Minor League Spring Training Preview: Several Great Storylines Ahead

Not all of the Cubs’ top prospects will be in spring training with their peers. Instead, Adbert Alzolay, Ian Rice, and others will be playing with the big boys in the MLB camp. Despite that difference, the Cubs MiLB camp will still contain several storylines of interest.

With close to 300 players in camp, it’s hard to narrow the major storylines down to a few key themes, let alone a few key players. However, there are some that should be buzzed about for the next six weeks.

Fernando Kelli
He should be the most watched prospect this spring. Last year, he played in the Dominican Summer League and stole 58 bases while hitting .320. He’s 19 and athletic and probably will debut stateside at Eugene. In a system that either promoted/traded it’s biggest hitting prospects, Kelli’s ascendance could be a breath of fresh air even if he doesn’t hit a lot of home runs, as he does possesses 80-grade speed.

Carlos Pacheco
The young 18-year-old outfielder hit nine home runs and was able to draw a lot of walks in the Dominican Summer League. While he didn’t hit for as high average as one would hope, to crank out nine dingers at 18 is a bit promising. He should be assigned to one of the two Mesa teams this summer.

Danis Correa
This cat throws in the upper 90s and made his stateside debut last year in Mesa at just 17 years of age. He still needs a lot of work on his secondaries despite an overpowering fastball that he is working to command. I’m excited to see what he can do this spring and what development track he’s going to be on.

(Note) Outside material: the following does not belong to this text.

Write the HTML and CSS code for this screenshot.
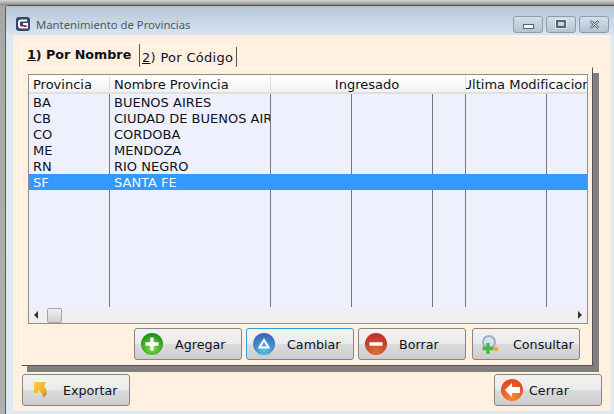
FILE: index.html
```html
<!DOCTYPE html>
<html lang="es">
<head>
    <meta charset="UTF-8">
    <meta name="viewport" content="width=device-width, initial-scale=1.0">
    <title>Mantenimiento de Provincias</title>
    <link rel="stylesheet" href="styles.css">
</head>
<body>
    <svg class="defs" width="0" height="0">
        <defs>
            <radialGradient id="gGreen" cx="50%" cy="70%" r="65%"><stop offset="0" stop-color="#7fe04a"/><stop offset="1" stop-color="#1f8f1a"/></radialGradient>
            <radialGradient id="gBlue" cx="50%" cy="80%" r="70%"><stop offset="0" stop-color="#58c0e8"/><stop offset="1" stop-color="#3a6cb8"/></radialGradient>
            <radialGradient id="gRed" cx="50%" cy="85%" r="75%"><stop offset="0" stop-color="#e0702a"/><stop offset="1" stop-color="#bc3232"/></radialGradient>
            <radialGradient id="gOrange" cx="50%" cy="80%" r="70%"><stop offset="0" stop-color="#fb8a3a"/><stop offset="1" stop-color="#e04a1c"/></radialGradient>
            <linearGradient id="gYellow" x1="0" y1="0" x2="1" y2="1"><stop offset="0" stop-color="#ffd23c"/><stop offset="0.75" stop-color="#eea81c"/><stop offset="1" stop-color="#6c5c34"/></linearGradient>
        </defs>
    </svg>
    <div class="window">
        <div class="titlebar">
            <svg class="app-icon" width="14" height="14" viewBox="0 0 14 14">
                <rect x="0" y="0" width="14" height="14" rx="3" fill="#36476e"/>
                <path d="M11 3.500H5Q3 3.500 3 5.500V8.500Q3 10.500 5 10.500H11V7H7" fill="none" stroke="#fff" stroke-width="2"/>
                <rect x="8" y="8.500" width="3" height="1.500" fill="#e03030"/>
            </svg>
            <span class="title">Mantenimiento de Provincias</span>
            <div class="caption-buttons">
                <div class="caption-btn"><span class="min-glyph"></span></div>
                <div class="caption-btn"><span class="max-glyph"></span></div>
                <div class="caption-btn">
                    <svg width="11" height="9" viewBox="0 0 11 9"><path d="M1.500 1L9.500 8M9.500 1L1.500 8" stroke="#5a6470" stroke-width="2.400"/><path d="M1.500 1L9.500 8M9.500 1L1.500 8" stroke="#f4f6f8" stroke-width="1"/></svg>
                </div>
            </div>
        </div>
        <div class="client">
            <div class="tabs">
                <div class="tab active"><u>1</u>) Por Nombre</div>
                <div class="tab"><u>2</u>) Por Código</div>
            </div>
            <div class="panel">
                <div class="grid">
                    <div class="grid-head">
                        <div class="head-cell">Provincia</div>
                        <div class="head-cell">Nombre Provincia</div>
                        <div class="head-cell center">Ingresado</div>
                        <div class="head-cell center last"><span>Ultima Modificacion</span></div>
                    </div>
                    <div class="grid-body">
                        <div class="row"><div>BA</div><div>BUENOS AIRES</div><div></div><div></div><div></div><div></div><div></div></div>
                        <div class="row"><div>CB</div><div>CIUDAD DE BUENOS AIRES</div><div></div><div></div><div></div><div></div><div></div></div>
                        <div class="row"><div>CO</div><div>CORDOBA</div><div></div><div></div><div></div><div></div><div></div></div>
                        <div class="row"><div>ME</div><div>MENDOZA</div><div></div><div></div><div></div><div></div><div></div></div>
                        <div class="row"><div>RN</div><div>RIO NEGRO</div><div></div><div></div><div></div><div></div><div></div></div>
                        <div class="row selected"><div>SF</div><div>SANTA FE</div><div></div><div></div><div></div><div></div><div></div></div>
                        <div class="row filler"><div></div><div></div><div></div><div></div><div></div><div></div><div></div></div>
                    </div>
                    <div class="scrollbar">
                        <span class="arrow left"></span>
                        <span class="thumb"></span>
                        <span class="arrow right"></span>
                    </div>
                </div>
                <div class="actions">
                    <button class="btn" type="button">
                        <svg class="icon" width="24" height="24" viewBox="0 0 24 24"><circle cx="12" cy="12" r="11" fill="url(#gGreen)"/><path d="M12 5.500V18.500M5.500 12H18.500" stroke="#fff" stroke-width="3.400"/></svg>
                        <span>Agregar</span>
                    </button>
                    <button class="btn focused" type="button">
                        <svg class="icon" width="24" height="24" viewBox="0 0 24 24"><circle cx="12" cy="12" r="11" fill="url(#gBlue)"/><path d="M12 8L16.500 15.500H7.500Z" fill="none" stroke="#fff" stroke-width="2"/></svg>
                        <span>Cambiar</span>
                    </button>
                    <button class="btn" type="button">
                        <svg class="icon" width="24" height="24" viewBox="0 0 24 24"><circle cx="12" cy="12" r="11" fill="url(#gRed)"/><path d="M5.500 12H18.500" stroke="#fff" stroke-width="3.400"/></svg>
                        <span>Borrar</span>
                    </button>
                    <button class="btn consult" type="button">
                        <svg class="icon" width="24" height="24" viewBox="0 0 24 24">
                            <circle cx="11" cy="10" r="6" fill="#cfe6f2" stroke="#a4adb4" stroke-width="2"/>
                            <circle cx="18" cy="17" r="2.200" fill="#f5a623"/>
                            <path d="M10 11V22M4.500 16.500H15.500" stroke="#46b83c" stroke-width="3.400"/>
                        </svg>
                        <span>Consultar</span>
                    </button>
                </div>
            </div>
            <div class="footer">
                <button class="btn" type="button">
                    <svg class="icon" width="24" height="24" viewBox="0 0 24 24">
                        <path d="M6 4H18L16 8L18.500 12V16L15.500 19.500L13.500 15L11 11.500L9.500 15L6 15Z" fill="url(#gYellow)"/>
                    </svg>
                    <span>Exportar</span>
                </button>
                <button class="btn close" type="button">
                    <svg class="icon" width="24" height="24" viewBox="0 0 24 24"><circle cx="12" cy="12" r="11" fill="url(#gOrange)"/><path d="M12 5L5 12L12 19V15H20V9H12Z" fill="#fff"/></svg>
                    <span>Cerrar</span>
                </button>
            </div>
        </div>
    </div>
</body>
</html>
```

FILE: styles.css
```css
* {
    margin: 0;
    padding: 0;
    box-sizing: border-box;
}

html, body {
    width: 614px;
    height: 414px;
    overflow: hidden;
}

body {
    font-family: "DejaVu Sans", Verdana, sans-serif;
    font-size: 13px;
    color: #101018;
    background: linear-gradient(180deg, #d8d8d8 0%, #8c8c8c 5px, #a8a8a8 6px, #b0b0b0 100%);
    padding: 5px 0 0 5px;
}

.defs {
    position: absolute;
}

.window {
    height: 409px;
    border-top: 1px solid #4a4a4a;
    border-left: 1px solid #5c5c5c;
    border-top-left-radius: 3px;
    background: #dce8f2;
    padding: 0 3px 3px 7px;
    display: flex;
    flex-direction: column;
}

.titlebar {
    height: 29px;
    margin: 0 -3px 0 -7px;
    padding: 7px 5px 0 10px;
    background: linear-gradient(180deg, #b4c5d6 0%, #d8e6f2 100%);
    display: flex;
    align-items: center;
    flex-shrink: 0;
}

.app-icon {
    margin-right: 6px;
}

.title {
    font-family: "Noto Sans", sans-serif;
    font-size: 11.3px;
    color: #50565e;
}

.caption-buttons {
    margin-left: auto;
    display: flex;
    gap: 3px;
}

.caption-btn {
    width: 30px;
    height: 17px;
    border: 1px solid #8a9cb0;
    border-radius: 3px;
    background: linear-gradient(180deg, #d4dfe9 0%, #b4c3d2 100%);
    display: flex;
    align-items: center;
    justify-content: center;
}

.min-glyph {
    width: 11px;
    height: 5px;
    margin-top: 4px;
    border: 1px solid #5a6470;
    background: #f4f6f8;
}

.max-glyph {
    width: 10px;
    height: 8px;
    border: 2px solid #5a6470;
    outline: 1px solid rgba(255, 255, 255, 0.5);
}

.client {
    flex: 1;
    background: #fff0e0;
    padding: 8px 9px 0 8px;
    display: flex;
    flex-direction: column;
}

.tabs {
    display: flex;
    height: 24px;
}

.tab {
    height: 21px;
    margin-top: 3px;
    padding: 3px 0 0 2px;
    width: 97px;
    background: #fff0e0;
    border-right: 1px solid #555;
    border-top: 1px solid #fff;
    border-radius: 2px 2px 0 0;
    white-space: nowrap;
    letter-spacing: 0.3px;
}

.tab.active {
    height: 24px;
    width: 119px;
    margin-top: 0;
    padding: 3px 0 0 5px;
    font-size: 12.7px;
    font-weight: bold;
    letter-spacing: 0;
    border-left: 1px solid #fff;
}

.panel {
    height: 299px;
    width: 572px;
    border-top: 1px solid #fff;
    border-left: 1px solid #fff;
    border-bottom: 1px solid #555;
    border-right: 1px solid #555;
    box-shadow: 6px 6px 0 #808080;
    padding: 6px 4px 4px 6px;
    display: flex;
    flex-direction: column;
    background: #fff0e0;
}

.grid {
    height: 250px;
    flex-shrink: 0;
    border: 1px solid #8e8e8e;
    display: flex;
    flex-direction: column;
    background: #eef0fe;
}

.grid-head {
    display: grid;
    grid-template-columns: 81px 161px 195px 1fr;
    height: 19px;
    flex-shrink: 0;
    background: linear-gradient(180deg, #ffffff 0%, #f0f0f0 100%);
    box-shadow: inset 0 -2px 0 #e0e0e0;
}

.head-cell {
    padding: 1px 0 0 4px;
    line-height: 18px;
    border-right: 1px solid #e0e0e0;
    white-space: nowrap;
    overflow: hidden;
}

.head-cell.center {
    padding-left: 0;
    padding-right: 2px;
    text-align: center;
}

.head-cell.last {
    padding-right: 0;
    border-right: none;
    display: flex;
    justify-content: center;
}

.head-cell.last span {
    flex-shrink: 0;
}

.grid-body {
    flex: 1;
    display: flex;
    flex-direction: column;
    min-height: 0;
}

.row {
    display: grid;
    grid-template-columns: 81px 161px 81px 81px 33px 81px 1fr;
    height: 16px;
    line-height: 18px;
    flex-shrink: 0;
}

.row div {
    padding-left: 4px;
    border-right: 1px solid #777;
    white-space: nowrap;
    overflow: hidden;
}

.row div:last-child {
    border-right: none;
}

.row.selected {
    background: #3399ff;
    color: #f0f6ff;
}

.row.selected div {
    border-right-color: #3399ff;
}

.row.filler {
    flex: 1;
}

.scrollbar {
    height: 16px;
    flex-shrink: 0;
    background: #efefef;
    display: flex;
    align-items: center;
    padding: 0 5px;
}

.arrow {
    width: 0;
    height: 0;
    border-top: 4px solid transparent;
    border-bottom: 4px solid transparent;
}

.arrow.left {
    border-right: 4px solid #333;
}

.arrow.right {
    border-left: 4px solid #333;
    margin-left: auto;
}

.thumb {
    width: 15px;
    height: 15px;
    margin-left: 9px;
    border: 1px solid #a8a8a8;
    border-radius: 2px;
    background: linear-gradient(180deg, #f0f0f0 0%, #d0d0d0 100%);
}

.actions {
    display: flex;
    padding: 4px 0 0 106px;
    gap: 4px;
}

.btn {
    width: 108px;
    height: 32px;
    flex-shrink: 0;
    border: 1px solid #868686;
    border-radius: 3px;
    background: linear-gradient(180deg, #f2f2f2 0%, #ebebeb 50%, #dcdcdc 50%, #cdcdcd 100%);
    font-family: inherit;
    font-size: 12.7px;
    color: #101018;
    display: flex;
    align-items: center;
    padding-left: 5px;
}

.btn span {
    margin-left: 11px;
}

.btn.focused {
    border-color: #2aa0dc;
}

.btn.consult {
    margin-left: 2px;
}

.btn.close span {
    margin-left: 5px;
}

.footer {
    display: flex;
    justify-content: space-between;
    margin-top: 8px;
    padding: 0 0 0 1px;
}
```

There are several prospects who missed most or part of last year like Corey Black, Ryan Williams, Oscar de la Cruz, and Erick Leal. Their ability to rebound could help strengthen the organization and ultimately get them to the big league club. There are other prospects, too, like Trevor Clifton and Chesny Young who struggled with consistency last year. It would be great to see them all get off to a great start in spring training.

New International Guys
Luis Verdugo, Florencio Serrano, and Alexander Guerra

All three were signed in 2017, and I will personally find it interesting to see just how advanced these three young kids are. Guerra, who is 20, should be much more advanced than Verdugo and Serrano. Guerra actually played in the Series Nacional in Cuba, and he could be assigned anywhere from South Bend to Tennessee. If all holds true to form, Verdugo and Serrano should begin their careers stateside rather than in the Dominican. Spring training will give everyone a peek at just how talented the three are.

Arms, Arms, and More Arms
2017 first round draft picks Brendon Little and Alex Lange got most of the spotlight in 2017 after signing and suiting up in Eugene. However, the Cubs drafted several other arms who could steal away some of their thunder in 2018. While some will be keeping an eye on talented sixth-round pick Jeremiah Estrada, I will be focusing on other pitchers that came before him in Cory Abbot, Erich Uelmen, and Keegan Thompson, all of whom should be assigned to South Bend. With Albertos, Lange, Little, Assad, and Camargo, there should be some serious competition for starting rotation spots throughout the lower part of the minors—from Eugene to South Bend to Myrtle and likely even Tennessee. It should be a good camp to see what these arms can do without restriction.

The Next Big Guy
It’ll be three years this July since the Cubs signed outfielder Jonathan Sierra. He debuted stateside in Mesa last year. While he did show a solid approach at the plate, the big outfielder has struggled to hit home runs with his now large frame and elongated swing. He will only be 19 this spring, but he still lacks a lot of game experience. Hopefully, this will be the year he puts it together.

As always, there will be prospects who breakout that are currently flying under the radar. For every top prospect, there’s a Rollie Lacy just waiting for an opportunity to show how much they have improved over the winter.